- Problem to solve
Find the word "with" in the records below. List each line containing it.

(Code that builds pages)
start

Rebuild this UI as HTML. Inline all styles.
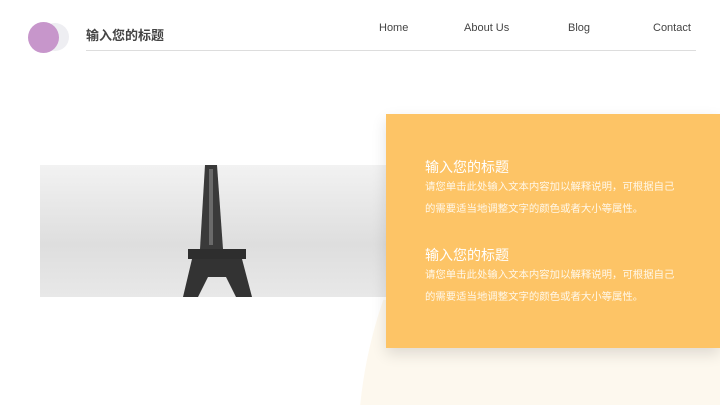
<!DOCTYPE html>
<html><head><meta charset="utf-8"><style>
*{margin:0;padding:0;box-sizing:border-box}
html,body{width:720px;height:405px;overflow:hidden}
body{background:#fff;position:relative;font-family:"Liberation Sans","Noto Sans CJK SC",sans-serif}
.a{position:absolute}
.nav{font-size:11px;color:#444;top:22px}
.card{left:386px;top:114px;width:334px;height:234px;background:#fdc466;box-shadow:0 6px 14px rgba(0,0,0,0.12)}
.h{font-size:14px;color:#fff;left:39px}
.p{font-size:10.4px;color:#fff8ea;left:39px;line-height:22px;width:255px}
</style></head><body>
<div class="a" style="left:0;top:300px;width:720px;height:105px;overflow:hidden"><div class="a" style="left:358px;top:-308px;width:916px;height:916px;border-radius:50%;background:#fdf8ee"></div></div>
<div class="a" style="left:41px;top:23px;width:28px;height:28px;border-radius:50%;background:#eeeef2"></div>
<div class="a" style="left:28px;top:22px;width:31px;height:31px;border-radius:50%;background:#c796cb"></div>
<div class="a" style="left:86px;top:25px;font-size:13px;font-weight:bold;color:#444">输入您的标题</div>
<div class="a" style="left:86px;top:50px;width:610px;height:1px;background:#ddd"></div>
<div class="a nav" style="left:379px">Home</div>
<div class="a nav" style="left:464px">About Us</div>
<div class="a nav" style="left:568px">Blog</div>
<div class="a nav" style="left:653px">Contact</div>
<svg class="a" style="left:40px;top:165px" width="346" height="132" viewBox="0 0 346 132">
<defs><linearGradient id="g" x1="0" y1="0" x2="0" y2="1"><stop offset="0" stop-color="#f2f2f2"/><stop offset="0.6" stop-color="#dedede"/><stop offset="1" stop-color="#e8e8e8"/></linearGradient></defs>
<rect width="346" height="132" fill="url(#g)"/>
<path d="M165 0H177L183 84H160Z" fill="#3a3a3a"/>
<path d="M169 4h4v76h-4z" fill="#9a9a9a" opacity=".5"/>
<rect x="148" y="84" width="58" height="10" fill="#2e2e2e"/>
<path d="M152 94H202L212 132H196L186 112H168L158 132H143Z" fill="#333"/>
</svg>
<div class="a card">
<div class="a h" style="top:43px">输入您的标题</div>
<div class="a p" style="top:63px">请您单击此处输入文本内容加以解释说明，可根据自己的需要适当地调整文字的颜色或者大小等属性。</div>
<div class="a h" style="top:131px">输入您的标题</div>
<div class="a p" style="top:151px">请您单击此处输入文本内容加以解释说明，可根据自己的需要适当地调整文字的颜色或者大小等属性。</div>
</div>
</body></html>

end
start

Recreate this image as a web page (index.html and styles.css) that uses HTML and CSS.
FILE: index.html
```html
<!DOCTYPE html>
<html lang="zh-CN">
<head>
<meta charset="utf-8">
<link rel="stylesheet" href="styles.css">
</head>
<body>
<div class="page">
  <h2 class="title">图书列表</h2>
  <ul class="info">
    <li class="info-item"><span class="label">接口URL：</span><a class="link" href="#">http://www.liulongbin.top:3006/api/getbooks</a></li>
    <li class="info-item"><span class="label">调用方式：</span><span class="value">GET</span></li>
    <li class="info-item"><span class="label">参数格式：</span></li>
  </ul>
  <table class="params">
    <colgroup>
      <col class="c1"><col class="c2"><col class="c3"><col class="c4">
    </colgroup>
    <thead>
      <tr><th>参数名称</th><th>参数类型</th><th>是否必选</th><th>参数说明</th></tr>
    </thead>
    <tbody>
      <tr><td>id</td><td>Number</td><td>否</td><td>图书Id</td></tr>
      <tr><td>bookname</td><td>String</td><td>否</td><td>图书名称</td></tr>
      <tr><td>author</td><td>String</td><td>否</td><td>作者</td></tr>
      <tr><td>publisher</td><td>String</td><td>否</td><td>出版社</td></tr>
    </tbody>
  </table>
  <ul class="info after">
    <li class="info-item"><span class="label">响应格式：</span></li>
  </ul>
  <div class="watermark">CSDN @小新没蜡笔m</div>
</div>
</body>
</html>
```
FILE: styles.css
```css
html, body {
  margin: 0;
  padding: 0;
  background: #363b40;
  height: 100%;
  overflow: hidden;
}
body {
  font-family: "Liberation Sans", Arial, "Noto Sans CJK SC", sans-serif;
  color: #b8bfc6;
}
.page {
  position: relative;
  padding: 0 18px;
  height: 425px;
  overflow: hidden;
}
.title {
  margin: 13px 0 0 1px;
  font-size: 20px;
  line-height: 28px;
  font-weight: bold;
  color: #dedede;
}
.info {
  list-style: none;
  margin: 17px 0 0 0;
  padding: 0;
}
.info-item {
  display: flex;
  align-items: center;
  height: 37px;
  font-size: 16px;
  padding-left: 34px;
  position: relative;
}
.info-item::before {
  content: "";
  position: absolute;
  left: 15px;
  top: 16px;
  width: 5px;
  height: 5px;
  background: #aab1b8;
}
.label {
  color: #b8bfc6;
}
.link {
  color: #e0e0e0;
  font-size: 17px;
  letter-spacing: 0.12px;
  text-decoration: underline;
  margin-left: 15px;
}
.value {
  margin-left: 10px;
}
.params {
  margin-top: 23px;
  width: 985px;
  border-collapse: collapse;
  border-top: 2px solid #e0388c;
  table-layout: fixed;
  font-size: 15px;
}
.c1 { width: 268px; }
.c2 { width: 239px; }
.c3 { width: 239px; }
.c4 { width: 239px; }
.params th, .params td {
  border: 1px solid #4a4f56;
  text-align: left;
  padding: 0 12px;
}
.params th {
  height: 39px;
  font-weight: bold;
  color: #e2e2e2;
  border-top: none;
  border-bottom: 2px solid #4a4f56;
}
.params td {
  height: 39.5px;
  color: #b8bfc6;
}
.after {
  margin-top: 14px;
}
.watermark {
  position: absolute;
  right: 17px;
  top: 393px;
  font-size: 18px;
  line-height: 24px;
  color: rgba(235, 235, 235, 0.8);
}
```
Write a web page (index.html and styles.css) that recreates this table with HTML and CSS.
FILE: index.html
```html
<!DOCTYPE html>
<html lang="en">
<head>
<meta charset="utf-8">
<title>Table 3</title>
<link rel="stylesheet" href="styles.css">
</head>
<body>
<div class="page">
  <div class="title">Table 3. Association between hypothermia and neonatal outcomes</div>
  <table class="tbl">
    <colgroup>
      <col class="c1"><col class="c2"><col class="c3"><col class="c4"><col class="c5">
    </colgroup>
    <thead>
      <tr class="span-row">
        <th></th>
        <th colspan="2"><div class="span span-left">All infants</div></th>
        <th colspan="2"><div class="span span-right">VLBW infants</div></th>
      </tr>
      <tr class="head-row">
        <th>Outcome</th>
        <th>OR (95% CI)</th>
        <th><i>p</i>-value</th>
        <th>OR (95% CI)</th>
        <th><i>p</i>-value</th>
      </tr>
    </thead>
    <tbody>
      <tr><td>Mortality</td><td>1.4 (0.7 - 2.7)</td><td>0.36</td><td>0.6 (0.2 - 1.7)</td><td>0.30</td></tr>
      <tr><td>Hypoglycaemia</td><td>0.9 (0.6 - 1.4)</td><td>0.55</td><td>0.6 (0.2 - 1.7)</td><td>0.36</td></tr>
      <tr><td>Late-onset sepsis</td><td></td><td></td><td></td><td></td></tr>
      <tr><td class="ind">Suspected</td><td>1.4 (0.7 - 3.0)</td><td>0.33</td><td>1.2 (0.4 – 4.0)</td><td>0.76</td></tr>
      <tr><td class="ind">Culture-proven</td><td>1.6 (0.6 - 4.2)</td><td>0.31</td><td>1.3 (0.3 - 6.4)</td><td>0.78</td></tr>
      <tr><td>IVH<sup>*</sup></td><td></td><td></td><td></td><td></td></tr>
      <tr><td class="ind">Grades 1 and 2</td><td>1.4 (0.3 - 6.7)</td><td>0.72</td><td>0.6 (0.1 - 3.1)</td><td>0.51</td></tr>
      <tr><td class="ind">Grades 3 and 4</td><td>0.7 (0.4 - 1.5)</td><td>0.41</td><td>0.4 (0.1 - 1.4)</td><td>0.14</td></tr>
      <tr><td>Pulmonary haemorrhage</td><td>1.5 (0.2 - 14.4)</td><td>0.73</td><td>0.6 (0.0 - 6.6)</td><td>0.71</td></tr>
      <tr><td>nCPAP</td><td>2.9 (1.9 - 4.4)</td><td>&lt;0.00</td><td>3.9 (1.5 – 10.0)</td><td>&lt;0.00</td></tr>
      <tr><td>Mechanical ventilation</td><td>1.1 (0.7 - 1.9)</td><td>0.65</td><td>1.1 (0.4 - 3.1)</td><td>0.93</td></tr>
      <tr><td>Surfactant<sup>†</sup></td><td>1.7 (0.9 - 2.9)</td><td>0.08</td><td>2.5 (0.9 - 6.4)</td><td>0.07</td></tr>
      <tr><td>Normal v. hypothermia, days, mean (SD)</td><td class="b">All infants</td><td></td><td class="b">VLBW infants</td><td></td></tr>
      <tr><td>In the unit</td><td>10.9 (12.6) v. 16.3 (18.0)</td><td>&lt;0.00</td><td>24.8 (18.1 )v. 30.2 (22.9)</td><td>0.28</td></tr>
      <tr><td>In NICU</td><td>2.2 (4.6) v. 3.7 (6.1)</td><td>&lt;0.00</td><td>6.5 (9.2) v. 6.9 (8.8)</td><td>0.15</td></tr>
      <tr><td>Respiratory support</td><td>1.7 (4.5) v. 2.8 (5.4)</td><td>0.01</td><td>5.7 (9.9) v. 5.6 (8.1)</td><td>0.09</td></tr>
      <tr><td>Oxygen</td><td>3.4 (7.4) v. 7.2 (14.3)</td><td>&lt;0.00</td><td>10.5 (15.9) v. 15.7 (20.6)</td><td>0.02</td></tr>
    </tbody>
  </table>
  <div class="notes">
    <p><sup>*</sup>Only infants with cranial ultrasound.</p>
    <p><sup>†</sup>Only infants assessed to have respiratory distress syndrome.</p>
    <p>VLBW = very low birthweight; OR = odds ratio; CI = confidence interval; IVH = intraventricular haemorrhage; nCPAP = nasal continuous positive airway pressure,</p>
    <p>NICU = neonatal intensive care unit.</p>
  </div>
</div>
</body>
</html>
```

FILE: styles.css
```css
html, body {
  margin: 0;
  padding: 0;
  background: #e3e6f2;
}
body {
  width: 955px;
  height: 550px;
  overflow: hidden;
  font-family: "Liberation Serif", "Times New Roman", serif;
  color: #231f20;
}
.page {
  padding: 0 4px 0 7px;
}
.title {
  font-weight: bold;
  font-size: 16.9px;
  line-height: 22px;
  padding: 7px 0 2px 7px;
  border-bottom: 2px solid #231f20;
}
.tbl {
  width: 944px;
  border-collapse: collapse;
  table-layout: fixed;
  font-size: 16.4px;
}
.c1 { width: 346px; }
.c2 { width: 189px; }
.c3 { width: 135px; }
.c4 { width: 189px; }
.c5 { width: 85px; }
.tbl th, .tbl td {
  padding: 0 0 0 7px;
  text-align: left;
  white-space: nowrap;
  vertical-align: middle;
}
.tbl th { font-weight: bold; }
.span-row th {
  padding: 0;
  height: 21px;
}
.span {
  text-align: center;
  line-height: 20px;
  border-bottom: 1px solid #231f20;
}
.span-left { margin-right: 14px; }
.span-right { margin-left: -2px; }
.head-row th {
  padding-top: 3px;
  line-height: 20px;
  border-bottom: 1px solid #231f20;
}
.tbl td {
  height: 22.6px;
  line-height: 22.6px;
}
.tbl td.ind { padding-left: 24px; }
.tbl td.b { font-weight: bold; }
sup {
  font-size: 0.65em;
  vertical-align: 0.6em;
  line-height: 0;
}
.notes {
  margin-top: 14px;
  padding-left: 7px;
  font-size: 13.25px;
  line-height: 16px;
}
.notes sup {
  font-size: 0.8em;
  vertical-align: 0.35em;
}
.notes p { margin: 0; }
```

end

- Solution to the exercise
Write a web page (index.html and styles.css) that recreates this table with HTML and CSS.
    <p><sup>*</sup>Only infants with cranial ultrasound.</p>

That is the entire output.